Novembro chegou, com o frio típico da região, próxima do icônico monte Ararat. Inga resolveu buscar refúgio na capital, Ierevan, alugando um pequeno apartamento com outras três famílias desalojadas.

"Eu não tenho o que fazer. O serviço social nos traz comida, mas estou vivendo das minhas economias, que são poucas", afirmou, tentando conter o choro numa ligação de vídeo intermediada e traduzida pela União Geral Armênia de Beneficência, realizada na quinta (17).

O acordo de paz, uma capitulação aos olhos de armênios que vão às ruas protestar contra o premiê Nikol Pashiniyan desde então, foi assinado na madrugada de 10 de novembro. Inga não condena o líder. "Não havia muita alternativa depois de 44 dias de guerra. Só que ele deveria ter assinado no segundo dia dela", disse.

Com efeito, no começo do conflito a Armênia não parecia estar tão fragilizada. Ao fim, teve de desocupar os sete distritos em torno de Nagorno-Karabakh e perdeu cerca de 30% da área, tomada pelos azeris —Shushi inclusive.

Morreram oficialmente 2.783 militares e 94 civis do lado azeri, e 2.966 fardados e 55 moradores armênios. Os números são, segundo observadores, talvez bem mais altos. Inga perdeu dois primos de seu marido e o filho de um deles, mas não tem notícias de seus conhecidos com constância desde que deixou Shushi.

Armen ficou em Karabakh. "Ele segue com a Força de Defesa. Acho que ele não teve coragem de ir embora", disse ela, que vê a região como um peão de forças maiores que atuam no Cáucaso.

"Todos, a Rússia, a Turquia, o Irã, estão buscando sua própria agenda. Felizmente não virou um conflito maior, porque Artsakh seria destruída", diz Inga, acerca dos atores principais na área desde que aquilo era uma confluência de impérios.

O risco era grande. Os russos são aliados da Armênia e mantêm uma base militar grande no país. A Turquia foi a fiadora da guerra de Baku, fornecendo armas e apoio. E o Irã só observava, dada a grande população azeri étnica em seu território.

Ao fim, o choque foi evitado e Moscou saiu com os créditos e o ônus de ser a pacificadora, com o compromisso de manter 2.000 soldados por cinco anos, renováveis por outra meia década, garantindo as fronteiras e a rota que liga Karabakh à Armênia, assim como a estrada do encrave azeri de Nakhchevan para o Azerbaijão.

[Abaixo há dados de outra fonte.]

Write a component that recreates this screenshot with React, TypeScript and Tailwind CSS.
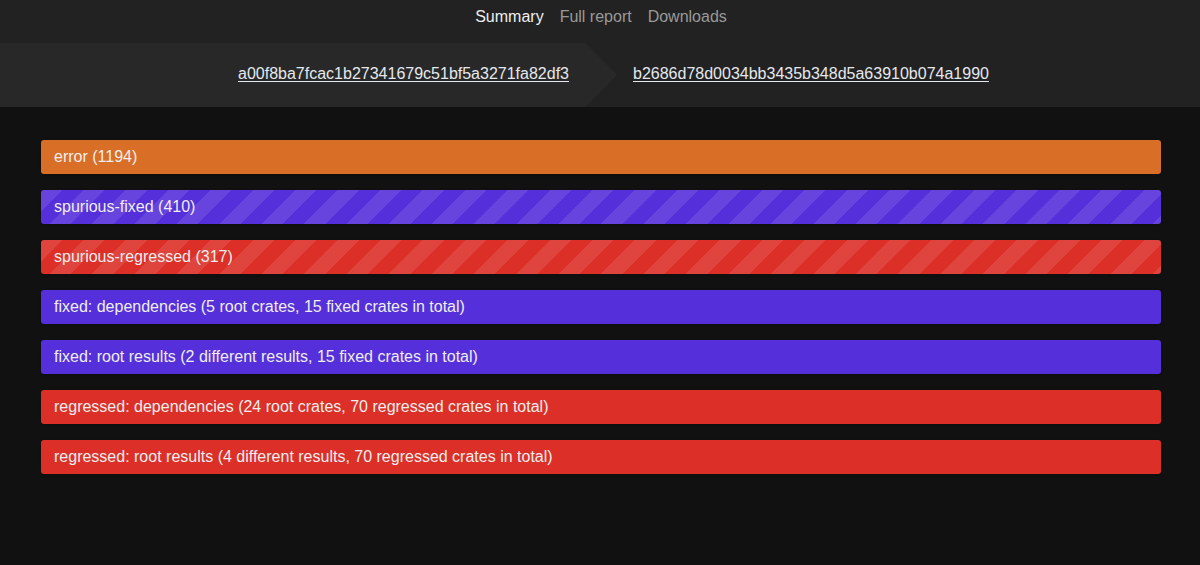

Na lista do IISS, um dos principais centros de estudos geopolíticos do mundo, Nagorno-Karabakh era o principal conflito herdado do desmembramento da União Soviética, da qual Armênia e Azerbaijão faziam parte.

Comboio da força de paz russa passa por corpo de soldado armênio perto de Shushi
Comboio da força de paz russa passa por corpo de soldado armênio perto de Shushi - 13.nov.2020/Reuters

A relação dos conflitos de 2019-2020 parece arbitrária, já que guerras de gangues no Brasil e no México figuram entre eles, mas há critérios objetivos: a existência de violência de forma continuada por pelo menos três meses, algo que pode ser relaxado quando o conflito é entre Estados, por exemplo.

Os conflitos podem ser internos, internacionais ou internacionalizados —o caso de Nagorno-Karabakh, de forma indireta. Dos 33 listados, em 21 há mais atores não-estatais do que estatais envolvidos, mostrando a complexidade do quadro.

No Cáucaso, histórias como a de Inga mostram a dificuldade de se romper o eterno retorno das tensões nacionalistas e sectárias. "Eu entendo que há esse ciclo, mas não vejo como ser possível voltar para Shushi. Seria enviar cordeiros para viver com lobos, eles são inimigos muito insidiosos e cruéis", afirmou.

Sobre o turcos, nem é preciso dizer: o genocídio que Ancara não admite que o Império Otomano promoveu em 1915 é chaga incurável na relação inexistente entre os dois países.

Assim, Inga repete a melancólica história de azeris antes dela e de armênios antes deles naquela terra de beleza bucólica, numa disputa milenar pelo direito de ocupá-la que se vê em tantos outros lugares —Israel e Palestina, Caxemira, Curdistão.

Correram o mundo imagens de famílias armênias desenterrando parentes para levar os corpos consigo antes da chegada dos azeris após o acordo de paz.

Sem saber qual será seu próximo destino, a única certeza da jovem professora é de que coabitação não é uma alternativa, em especial depois da guerra deste ano. "Não temos confiança neles", resume a ex-moradora de Shusha, como a sua cidade é chamada agora pelos seus novos donos.